** What this task involves **
Quote all of the data that follows exactly as written, skipping the images.

# # # #

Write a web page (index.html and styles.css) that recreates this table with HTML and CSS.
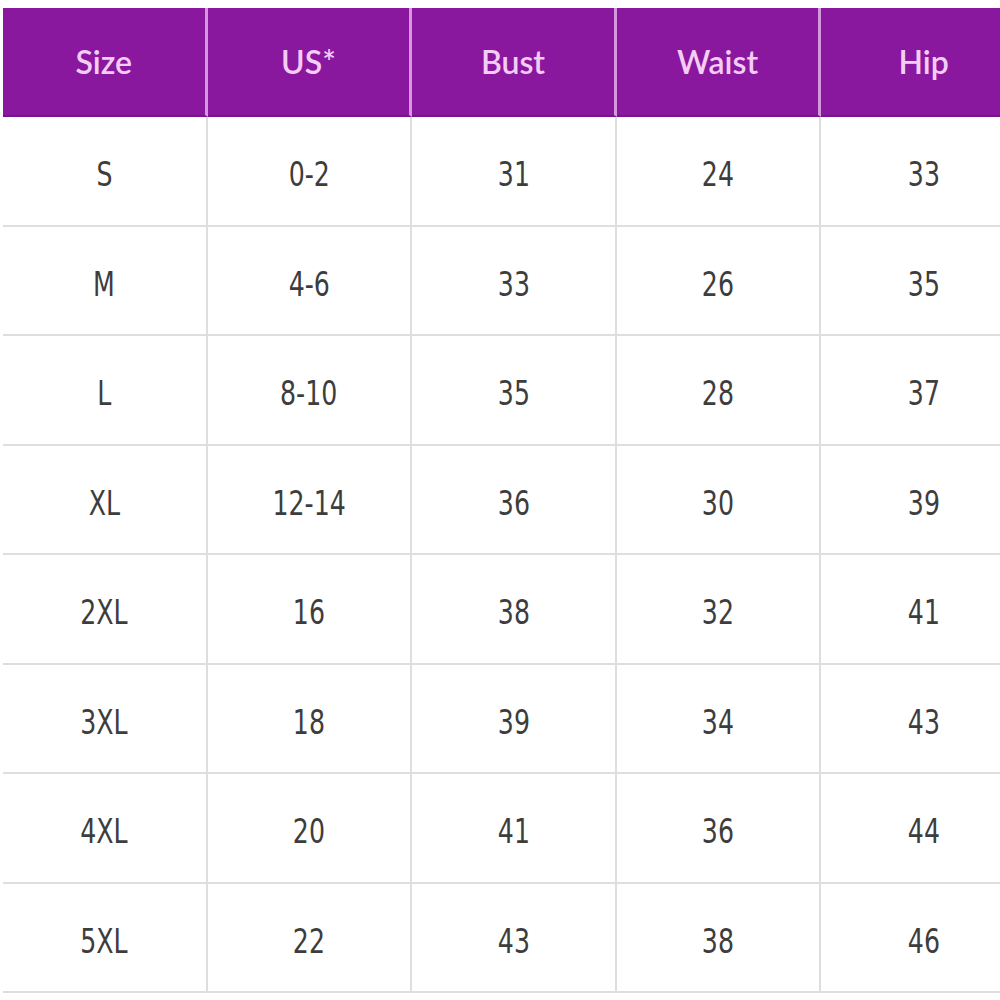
FILE: index.html
```html
<!DOCTYPE html>
<html>
<head>
<meta charset="utf-8">
<link rel="stylesheet" href="styles.css">
</head>
<body>
<div class="chart">
  <div class="cell head">Size</div><div class="cell head">US*</div><div class="cell head">Bust</div><div class="cell head">Waist</div><div class="cell head">Hip</div>
  <div class="cell"><span>S</span></div><div class="cell"><span>0-2</span></div><div class="cell"><span>31</span></div><div class="cell"><span>24</span></div><div class="cell"><span>33</span></div>
  <div class="cell"><span>M</span></div><div class="cell"><span>4-6</span></div><div class="cell"><span>33</span></div><div class="cell"><span>26</span></div><div class="cell"><span>35</span></div>
  <div class="cell"><span>L</span></div><div class="cell"><span>8-10</span></div><div class="cell"><span>35</span></div><div class="cell"><span>28</span></div><div class="cell"><span>37</span></div>
  <div class="cell"><span>XL</span></div><div class="cell"><span>12-14</span></div><div class="cell"><span>36</span></div><div class="cell"><span>30</span></div><div class="cell"><span>39</span></div>
  <div class="cell"><span>2XL</span></div><div class="cell"><span>16</span></div><div class="cell"><span>38</span></div><div class="cell"><span>32</span></div><div class="cell"><span>41</span></div>
  <div class="cell"><span>3XL</span></div><div class="cell"><span>18</span></div><div class="cell"><span>39</span></div><div class="cell"><span>34</span></div><div class="cell"><span>43</span></div>
  <div class="cell"><span>4XL</span></div><div class="cell"><span>20</span></div><div class="cell"><span>41</span></div><div class="cell"><span>36</span></div><div class="cell"><span>44</span></div>
  <div class="cell"><span>5XL</span></div><div class="cell"><span>22</span></div><div class="cell"><span>43</span></div><div class="cell"><span>38</span></div><div class="cell"><span>46</span></div>
</div>
</body>
</html>
```
FILE: styles.css
```css
html, body {
  margin: 0;
  padding: 0;
  background: #ffffff;
  overflow: hidden;
}
body {
  width: 1000px;
  height: 1000px;
  padding: 8px 0 0 3px;
  box-sizing: border-box;
}
.chart {
  display: grid;
  grid-template-columns: repeat(5, 204.6px);
  grid-template-rows: 109px repeat(8, 109.5px);
  width: 1023px;
}
.cell {
  display: flex;
  align-items: center;
  justify-content: center;
  padding-top: 8px;
  border-right: 2px solid #dedede;
  border-bottom: 2px solid #dedede;
  font-family: "DejaVu Sans", sans-serif;
  font-stretch: condensed;
  font-size: 33px;
  color: #3d3d3d;
  box-sizing: border-box;
}
.cell span {
  display: inline-block;
  transform: scaleX(0.85);
}
.cell:nth-child(5n) {
  border-right: none;
}
.head {
  background: #8a189e;
  color: #f4cdf6;
  font-family: Lato, sans-serif;
  font-stretch: normal;
  font-weight: 600;
  font-size: 32px;
  border-right: 3px solid #d598df;
  border-bottom: 2px solid #7a1290;
  padding-top: 0;
}
```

# # # #

** Expected answer **
Write a web page (index.html and styles.css) that recreates this table with HTML and CSS.
FILE: index.html
```html
<!DOCTYPE html>
<html>
<head>
<meta charset="utf-8">
<link rel="stylesheet" href="styles.css">
</head>
<body>
<div class="chart">
  <div class="cell head">Size</div><div class="cell head">US*</div><div class="cell head">Bust</div><div class="cell head">Waist</div><div class="cell head">Hip</div>
  <div class="cell"><span>S</span></div><div class="cell"><span>0-2</span></div><div class="cell"><span>31</span></div><div class="cell"><span>24</span></div><div class="cell"><span>33</span></div>
  <div class="cell"><span>M</span></div><div class="cell"><span>4-6</span></div><div class="cell"><span>33</span></div><div class="cell"><span>26</span></div><div class="cell"><span>35</span></div>
  <div class="cell"><span>L</span></div><div class="cell"><span>8-10</span></div><div class="cell"><span>35</span></div><div class="cell"><span>28</span></div><div class="cell"><span>37</span></div>
  <div class="cell"><span>XL</span></div><div class="cell"><span>12-14</span></div><div class="cell"><span>36</span></div><div class="cell"><span>30</span></div><div class="cell"><span>39</span></div>
  <div class="cell"><span>2XL</span></div><div class="cell"><span>16</span></div><div class="cell"><span>38</span></div><div class="cell"><span>32</span></div><div class="cell"><span>41</span></div>
  <div class="cell"><span>3XL</span></div><div class="cell"><span>18</span></div><div class="cell"><span>39</span></div><div class="cell"><span>34</span></div><div class="cell"><span>43</span></div>
  <div class="cell"><span>4XL</span></div><div class="cell"><span>20</span></div><div class="cell"><span>41</span></div><div class="cell"><span>36</span></div><div class="cell"><span>44</span></div>
  <div class="cell"><span>5XL</span></div><div class="cell"><span>22</span></div><div class="cell"><span>43</span></div><div class="cell"><span>38</span></div><div class="cell"><span>46</span></div>
</div>
</body>
</html>
```
FILE: styles.css
```css
html, body {
  margin: 0;
  padding: 0;
  background: #ffffff;
  overflow: hidden;
}
body {
  width: 1000px;
  height: 1000px;
  padding: 8px 0 0 3px;
  box-sizing: border-box;
}
.chart {
  display: grid;
  grid-template-columns: repeat(5, 204.6px);
  grid-template-rows: 109px repeat(8, 109.5px);
  width: 1023px;
}
.cell {
  display: flex;
  align-items: center;
  justify-content: center;
  padding-top: 8px;
  border-right: 2px solid #dedede;
  border-bottom: 2px solid #dedede;
  font-family: "DejaVu Sans", sans-serif;
  font-stretch: condensed;
  font-size: 33px;
  color: #3d3d3d;
  box-sizing: border-box;
}
.cell span {
  display: inline-block;
  transform: scaleX(0.85);
}
.cell:nth-child(5n) {
  border-right: none;
}
.head {
  background: #8a189e;
  color: #f4cdf6;
  font-family: Lato, sans-serif;
  font-stretch: normal;
  font-weight: 600;
  font-size: 32px;
  border-right: 3px solid #d598df;
  border-bottom: 2px solid #7a1290;
  padding-top: 0;
}
```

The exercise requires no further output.